Bernardus Golf, designed by Kyle Phillips, opened in 2018 and has hosted three editions of the Dutch Open on the European Tour (2021−2023).

==Team qualification and selection==
===Team Europe===
In order to be eligible to be a member of the European team, players are required to:
- be current members of the Ladies European Tour in any category or membership;
- have played in eight Ranking Events (excluding the Excluded Championships) during the Qualifying Period as a member of the LET, unless the relevant player has been selected by the captain;
- be a "European national". To be a "European national", the player must satisfy the criteria set out in the "Nationality Policy" issued by the International Golf Federation.

Team Europe is made up of eight automatic qualifiers – the top two players from the LET Solheim Cup standings, followed by the top six LET members on the Women's World Golf Rankings who were not already qualified via the Solheim Cup standings – and four captain's selections.

===Team USA===
In order to be eligible to be a member of the United States team, players are required to be current members of the LPGA Tour and meet one of these three citizenship criteria:
- U.S. citizens by birth, regardless of their birthplace.
- Those who were naturalized as U.S. citizens before age 18.
- Those who became U.S. citizens by adoption before age 13.
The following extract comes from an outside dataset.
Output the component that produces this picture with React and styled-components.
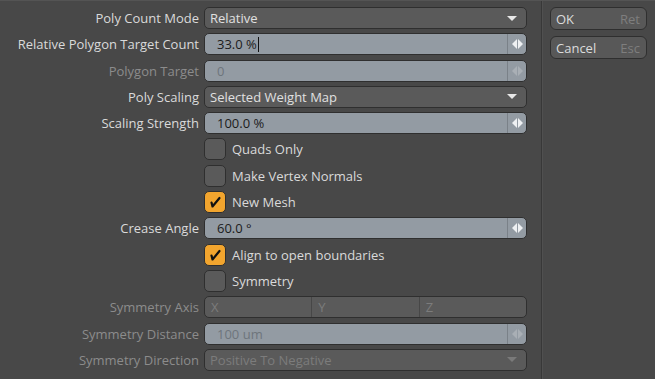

Team USA is made up of nine automatic qualifiers – the leading seven players from the LPGA Solheim Cup points rankings and the top two players in the Women's World Golf Rankings not already qualified via the points rankings – and three chosen by the team captain. LPGA Solheim Cup points were earned for top-20 finishes on the LPGA Tour over a two-year period.

==Teams==
In February 2025, Anna Nordqvist was announced as the European captain, after serving as a playing vice-captain in 2023 and 2024. Caroline Hedwall and Mel Reid were named vice–captains in April. Anne van Dam was named as the third vice–captain at the end of September.

Europe Team Europe
| Player | Country | Age | Points rank | Rolex ranking | Previous appearances | Matches | W–L–H | Winning percentage |
| Charley Hull | England | 30 | 1 | 6 | 7 | 27 | 15–9–3 | 61.11% |
| Esther Henseleit | Germany | 27 | 2 | 19 | 1 | 3 | 1–1–1 | 50.00% |
| Lottie Woad | England | 22 | 5 | 5 | 0 | Rookie |  |  |
| Maja Stark | Sweden | 26 | 8 | 27 | 2 | 8 | 3–3–2 | 50.00% |
| Céline Boutier | France | 32 | 28 | 33 | 4 | 14 | 7–6–1 | 53.57% |
| Carlota Ciganda | Spain | 36 | 10 | 50 | 7 | 27 | 12–11–4 | 51.85% |
| Linn Grant | Sweden | 27 | 58 | 54 | 2 | 9 | 3–6–0 | 33.33% |
| Nanna Koerstz Madsen | Denmark | 31 | 32 | 70 | 1 | 3 | 1–1–1 | 50.00% |
| Leona Maguire (P) | Ireland | 31 | 13 | 83 | 3 | 12 | 8–3–1 | 70.83% |
| Julia López Ramírez (P) | Spain | 23 | 59 | 86 | 0 | Rookie |  |  |
| Nastasia Nadaud (P) | France | 21 | 16 | 88 | 0 | Rookie |  |  |
| Mimi Rhodes (P) | England | 24 | 12 | 91 | 0 | Rookie |  |  |

Source:

In March 2025, Angela Stanford was announced as the Team USA captain, after serving as a vice-captain in 2021, 2023, and 2024. On 15 April 2025, Stanford announced Kristy McPherson as her first assistant captain. On 29 April 2025, Stanford announced Paula Creamer as her second assistant captain. On 3 June 2025, Stanford announced Brittany Lang as her third assistant captain.

United States Team USA
| Player | Age | Points rank | Rolex ranking | Previous appearances | Matches | W–L–H | Winning percentage |
| Nelly Korda | 28 | 1 | 1 | 4 | 16 | 10–5–1 | 65.63% |
| Angel Yin | 27 | 2 | 25 | 3 | 9 | 5–3–1 | 61.11% |
| Jennifer Kupcho | 29 | 3 | 31 | 3 | 10 | 3–5–2 | 40.00% |
| Yealimi Noh | 25 | 4 | 39 | 1 | 3 | 2–1–0 | 66.67% |
| Auston Kim | 26 | 5 | 22 | 0 | Rookie |  |  |
| Lauren Coughlin | 33 | 6 | 18 | 1 | 4 | 3–0–1 | 87.50% |
| Allisen Corpuz | 28 | 7 | 45 | 2 | 8 | 5–2–1 | 68.75% |
| Andrea Lee | 28 | 8 | 40 | 2 | 7 | 3–2–2 | 57.14% |
| Alison Lee | 31 | 15 | 55 | 2 | 7 | 2–5–0 | 28.57% |
| Lindy Duncan (P) | 35 | 9 | 63 | 0 | Rookie |  |  |
| Rose Zhang (P) | 23 | 13 | 66 | 2 | 7 | 4–2–1 | 64.29% |
| Megan Khang (P) | 28 | 11 | 85 | 4 | 13 | 7–3–3 | 65.38% |

Source:

Angel Yin returned to competition at the FM Championship on 27 August after a two-month injury layoff, and said she would withdraw from the U.S. team if she felt it was in the team's best interests. Lilia Vu travelled with the U.S. team as an alternate in case Yin was unable to play. Once the U.S. confirmed it would field the team as originally selected, Vu flew home on the morning of 11 September to attend her best friend's wedding.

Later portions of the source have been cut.